◆ **Set exercise**
Copy each line that contains the string "page".

** Start of Supplied data **

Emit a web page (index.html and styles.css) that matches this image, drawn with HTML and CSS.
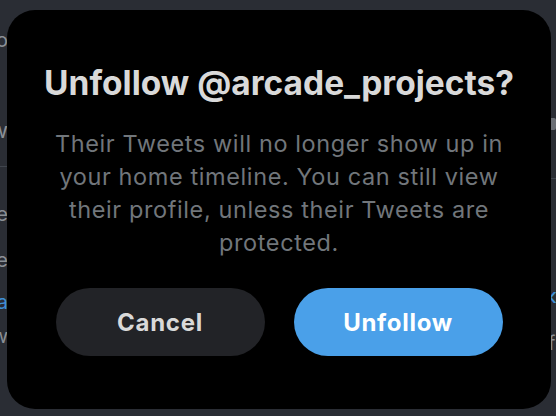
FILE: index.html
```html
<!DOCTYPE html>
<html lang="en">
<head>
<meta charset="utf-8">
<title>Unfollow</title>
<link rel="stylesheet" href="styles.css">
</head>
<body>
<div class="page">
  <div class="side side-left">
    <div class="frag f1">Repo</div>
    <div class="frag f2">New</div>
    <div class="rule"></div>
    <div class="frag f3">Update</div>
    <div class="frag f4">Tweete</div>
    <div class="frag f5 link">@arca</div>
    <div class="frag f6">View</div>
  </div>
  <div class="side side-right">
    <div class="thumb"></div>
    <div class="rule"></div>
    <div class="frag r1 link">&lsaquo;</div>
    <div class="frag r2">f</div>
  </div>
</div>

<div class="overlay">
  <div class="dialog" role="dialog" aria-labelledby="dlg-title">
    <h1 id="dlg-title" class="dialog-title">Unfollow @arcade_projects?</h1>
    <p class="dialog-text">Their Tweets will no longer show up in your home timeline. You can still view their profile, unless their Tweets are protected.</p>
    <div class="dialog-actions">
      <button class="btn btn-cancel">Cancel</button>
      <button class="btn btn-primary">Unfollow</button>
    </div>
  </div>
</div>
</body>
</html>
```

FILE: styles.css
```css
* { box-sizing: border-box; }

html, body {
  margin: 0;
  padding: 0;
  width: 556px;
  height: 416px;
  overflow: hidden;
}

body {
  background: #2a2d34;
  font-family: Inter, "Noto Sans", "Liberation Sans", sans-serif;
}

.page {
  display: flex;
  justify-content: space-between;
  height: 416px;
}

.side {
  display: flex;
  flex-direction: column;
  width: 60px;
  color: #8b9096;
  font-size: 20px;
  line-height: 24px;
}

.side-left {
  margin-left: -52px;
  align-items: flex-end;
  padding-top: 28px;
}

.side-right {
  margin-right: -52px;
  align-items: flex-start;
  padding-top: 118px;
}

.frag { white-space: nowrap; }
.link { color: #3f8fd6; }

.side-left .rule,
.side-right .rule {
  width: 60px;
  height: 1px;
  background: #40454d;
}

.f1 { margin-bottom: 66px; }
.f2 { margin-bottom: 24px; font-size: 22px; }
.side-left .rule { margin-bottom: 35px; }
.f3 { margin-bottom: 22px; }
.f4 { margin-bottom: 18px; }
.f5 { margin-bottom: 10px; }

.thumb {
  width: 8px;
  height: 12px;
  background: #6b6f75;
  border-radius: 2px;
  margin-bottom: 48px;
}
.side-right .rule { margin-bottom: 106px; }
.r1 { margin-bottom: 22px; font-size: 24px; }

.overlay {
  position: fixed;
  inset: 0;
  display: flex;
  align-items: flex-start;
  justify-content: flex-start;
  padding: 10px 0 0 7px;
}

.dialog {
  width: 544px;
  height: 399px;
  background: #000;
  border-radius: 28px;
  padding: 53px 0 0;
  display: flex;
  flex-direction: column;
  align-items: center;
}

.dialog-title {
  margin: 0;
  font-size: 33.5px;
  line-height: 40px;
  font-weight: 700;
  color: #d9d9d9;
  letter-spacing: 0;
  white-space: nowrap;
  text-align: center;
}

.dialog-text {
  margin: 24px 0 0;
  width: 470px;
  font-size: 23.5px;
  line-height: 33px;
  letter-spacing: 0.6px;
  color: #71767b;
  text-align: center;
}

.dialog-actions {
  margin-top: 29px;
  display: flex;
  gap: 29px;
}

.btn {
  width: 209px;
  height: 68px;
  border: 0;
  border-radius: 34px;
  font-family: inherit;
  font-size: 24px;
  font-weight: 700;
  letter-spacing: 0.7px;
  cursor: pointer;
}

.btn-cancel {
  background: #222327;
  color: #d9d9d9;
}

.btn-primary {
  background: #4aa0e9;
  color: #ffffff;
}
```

** End of Supplied data **

◆ **Complete output**
Emit a web page (index.html and styles.css) that matches this image, drawn with HTML and CSS.
<div class="page">
.page {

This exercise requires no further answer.